▶ _Given exercise_
Each entry below is to be written out exactly, and the pictures are to be left out.

▶ _Exercise material_
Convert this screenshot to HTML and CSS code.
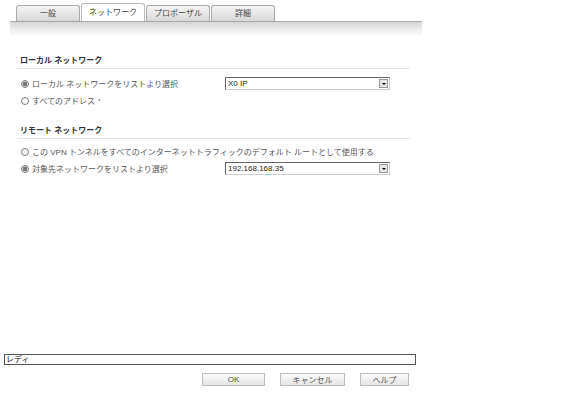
FILE: index.html
```html
<!DOCTYPE html>
<html lang="ja">
<head>
    <meta charset="UTF-8">
    <title>VPN ポリシー</title>
    <link rel="stylesheet" href="styles.css">
</head>
<body>
    <div class="dialog">
        <div class="tabs">
            <div class="tab">一般</div>
            <div class="tab active">ネットワーク</div>
            <div class="tab">プロポーザル</div>
            <div class="tab">詳細</div>
        </div>
        <div class="tab-bar"></div>

        <div class="panel">
            <div class="section local">
                <h3>ローカル ネットワーク</h3>
                <div class="row">
                    <label class="choice"><input type="radio" name="local" checked> ローカル ネットワークをリストより選択</label>
                    <div class="select"><span>X0 IP</span><i class="arrow"></i></div>
                </div>
                <div class="row">
                    <label class="choice"><input type="radio" name="local"> すべてのアドレス<sup>*</sup></label>
                </div>
            </div>

            <div class="section remote">
                <h3>リモート ネットワーク</h3>
                <div class="row">
                    <label class="choice"><input type="radio" name="remote"> この VPN トンネルをすべてのインターネットトラフィックのデフォルト ルートとして使用する</label>
                </div>
                <div class="row">
                    <label class="choice"><input type="radio" name="remote" checked> 対象先ネットワークをリストより選択</label>
                    <div class="select"><span>192.168.168.35</span><i class="arrow"></i></div>
                </div>
            </div>
        </div>

        <div class="status">レディ</div>
        <div class="buttons">
            <button class="btn ok">OK</button>
            <button class="btn cancel">キャンセル</button>
            <button class="btn help">ヘルプ</button>
        </div>
    </div>
</body>
</html>
```

FILE: styles.css
```css
body {
    margin: 0;
    background: #fff;
    font-family: "Liberation Sans", "Noto Sans CJK JP", sans-serif;
    font-size: 8px;
    color: #555;
}
.dialog {
    width: 576px;
    height: 409px;
    display: flex;
    flex-direction: column;
}
.tabs {
    display: flex;
    align-items: flex-end;
    gap: 1px;
    padding-left: 16px;
    height: 21px;
}
.tab {
    width: 62px;
    height: 15px;
    line-height: 15px;
    text-align: center;
    font-size: 8px;
    color: #444;
    border: 1px solid #aaa;
    border-bottom: none;
    border-radius: 3px 3px 0 0;
    background: linear-gradient(#f4f4f4, #d8d8d8);
}
.tab.active {
    height: 17px;
    line-height: 17px;
    background: #fff;
    border-color: #bbb;
}
.tab-bar {
    margin-left: 10px;
    width: 412px;
    height: 14px;
    border-top: 1px solid #a8a8a8;
    background: linear-gradient(#d6d6d6, #fff);
}
.panel {
    padding: 18px 0 0 17px;
    width: 393px;
    flex: 1;
}
.section h3 {
    margin: 0 0 6px;
    padding: 0 0 3px 3px;
    font-size: 8px;
    font-weight: bold;
    color: #333;
    border-bottom: 1px solid #dde3ea;
}
.local {
    margin-bottom: 15px;
}
.remote h3 {
    margin-bottom: 4px;
}
.row {
    display: flex;
    align-items: center;
    height: 17px;
}
.choice {
    display: flex;
    align-items: center;
    gap: 3px;
    width: 204px;
    padding-left: 4px;
    white-space: nowrap;
    color: #555;
}
.choice input {
    margin: 0;
    width: 8px;
    height: 8px;
    accent-color: #777;
}
.choice sup {
    font-size: 6px;
}
.select {
    display: flex;
    align-items: center;
    justify-content: space-between;
    width: 161px;
    height: 11px;
    border: 1px solid #666;
    border-right-color: #ccc;
    border-bottom-color: #ccc;
    background: #fff;
    color: #222;
    padding-left: 2px;
}
.arrow {
    width: 9px;
    height: 9px;
    margin-right: 1px;
    background: #e6e6e6;
    border: 1px solid #999;
    box-sizing: border-box;
    position: relative;
}
.arrow::after {
    content: "";
    position: absolute;
    left: 2px;
    top: 3px;
    border-left: 2px solid transparent;
    border-right: 2px solid transparent;
    border-top: 2px solid #000;
}
.status {
    margin: 0 0 8px 4px;
    width: 409px;
    height: 9px;
    line-height: 9px;
    border: 1px solid #555;
    padding-left: 1px;
    color: #222;
    font-size: 8px;
}
.buttons {
    display: flex;
    gap: 15px;
    padding-left: 202px;
    margin-bottom: 23px;
}
.btn {
    height: 13px;
    padding: 0;
    font-family: inherit;
    font-size: 8px;
    color: #555;
    border: 1px solid #bbb;
    border-radius: 0;
    background: linear-gradient(#fbfbfb, #e4e4e4);
}
.ok { width: 63px; }
.cancel { width: 65px; }
.help { width: 49px; }
```
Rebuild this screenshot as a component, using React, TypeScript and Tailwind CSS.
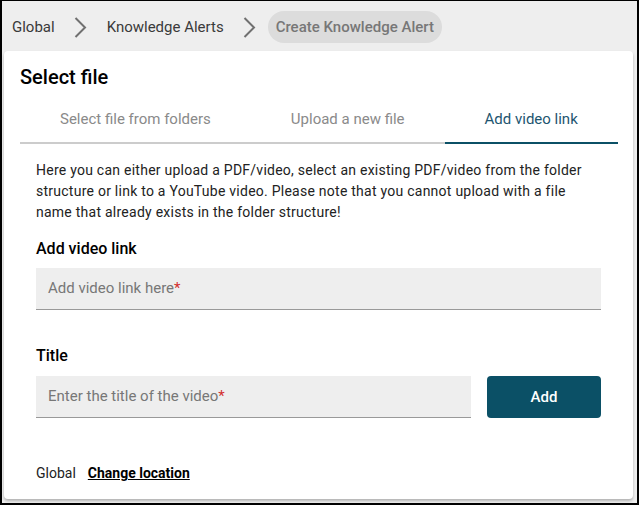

▶ _Task output_
Convert this screenshot to HTML and CSS code.
FILE: index.html
```html
<!DOCTYPE html>
<html lang="ja">
<head>
    <meta charset="UTF-8">
    <title>VPN ポリシー</title>
    <link rel="stylesheet" href="styles.css">
</head>
<body>
    <div class="dialog">
        <div class="tabs">
            <div class="tab">一般</div>
            <div class="tab active">ネットワーク</div>
            <div class="tab">プロポーザル</div>
            <div class="tab">詳細</div>
        </div>
        <div class="tab-bar"></div>

        <div class="panel">
            <div class="section local">
                <h3>ローカル ネットワーク</h3>
                <div class="row">
                    <label class="choice"><input type="radio" name="local" checked> ローカル ネットワークをリストより選択</label>
                    <div class="select"><span>X0 IP</span><i class="arrow"></i></div>
                </div>
                <div class="row">
                    <label class="choice"><input type="radio" name="local"> すべてのアドレス<sup>*</sup></label>
                </div>
            </div>

            <div class="section remote">
                <h3>リモート ネットワーク</h3>
                <div class="row">
                    <label class="choice"><input type="radio" name="remote"> この VPN トンネルをすべてのインターネットトラフィックのデフォルト ルートとして使用する</label>
                </div>
                <div class="row">
                    <label class="choice"><input type="radio" name="remote" checked> 対象先ネットワークをリストより選択</label>
                    <div class="select"><span>192.168.168.35</span><i class="arrow"></i></div>
                </div>
            </div>
        </div>

        <div class="status">レディ</div>
        <div class="buttons">
            <button class="btn ok">OK</button>
            <button class="btn cancel">キャンセル</button>
            <button class="btn help">ヘルプ</button>
        </div>
    </div>
</body>
</html>
```

FILE: styles.css
```css
body {
    margin: 0;
    background: #fff;
    font-family: "Liberation Sans", "Noto Sans CJK JP", sans-serif;
    font-size: 8px;
    color: #555;
}
.dialog {
    width: 576px;
    height: 409px;
    display: flex;
    flex-direction: column;
}
.tabs {
    display: flex;
    align-items: flex-end;
    gap: 1px;
    padding-left: 16px;
    height: 21px;
}
.tab {
    width: 62px;
    height: 15px;
    line-height: 15px;
    text-align: center;
    font-size: 8px;
    color: #444;
    border: 1px solid #aaa;
    border-bottom: none;
    border-radius: 3px 3px 0 0;
    background: linear-gradient(#f4f4f4, #d8d8d8);
}
.tab.active {
    height: 17px;
    line-height: 17px;
    background: #fff;
    border-color: #bbb;
}
.tab-bar {
    margin-left: 10px;
    width: 412px;
    height: 14px;
    border-top: 1px solid #a8a8a8;
    background: linear-gradient(#d6d6d6, #fff);
}
.panel {
    padding: 18px 0 0 17px;
    width: 393px;
    flex: 1;
}
.section h3 {
    margin: 0 0 6px;
    padding: 0 0 3px 3px;
    font-size: 8px;
    font-weight: bold;
    color: #333;
    border-bottom: 1px solid #dde3ea;
}
.local {
    margin-bottom: 15px;
}
.remote h3 {
    margin-bottom: 4px;
}
.row {
    display: flex;
    align-items: center;
    height: 17px;
}
.choice {
    display: flex;
    align-items: center;
    gap: 3px;
    width: 204px;
    padding-left: 4px;
    white-space: nowrap;
    color: #555;
}
.choice input {
    margin: 0;
    width: 8px;
    height: 8px;
    accent-color: #777;
}
.choice sup {
    font-size: 6px;
}
.select {
    display: flex;
    align-items: center;
    justify-content: space-between;
    width: 161px;
    height: 11px;
    border: 1px solid #666;
    border-right-color: #ccc;
    border-bottom-color: #ccc;
    background: #fff;
    color: #222;
    padding-left: 2px;
}
.arrow {
    width: 9px;
    height: 9px;
    margin-right: 1px;
    background: #e6e6e6;
    border: 1px solid #999;
    box-sizing: border-box;
    position: relative;
}
.arrow::after {
    content: "";
    position: absolute;
    left: 2px;
    top: 3px;
    border-left: 2px solid transparent;
    border-right: 2px solid transparent;
    border-top: 2px solid #000;
}
.status {
    margin: 0 0 8px 4px;
    width: 409px;
    height: 9px;
    line-height: 9px;
    border: 1px solid #555;
    padding-left: 1px;
    color: #222;
    font-size: 8px;
}
.buttons {
    display: flex;
    gap: 15px;
    padding-left: 202px;
    margin-bottom: 23px;
}
.btn {
    height: 13px;
    padding: 0;
    font-family: inherit;
    font-size: 8px;
    color: #555;
    border: 1px solid #bbb;
    border-radius: 0;
    background: linear-gradient(#fbfbfb, #e4e4e4);
}
.ok { width: 63px; }
.cancel { width: 65px; }
.help { width: 49px; }
```
Rebuild this screenshot as a component, using React, TypeScript and Tailwind CSS.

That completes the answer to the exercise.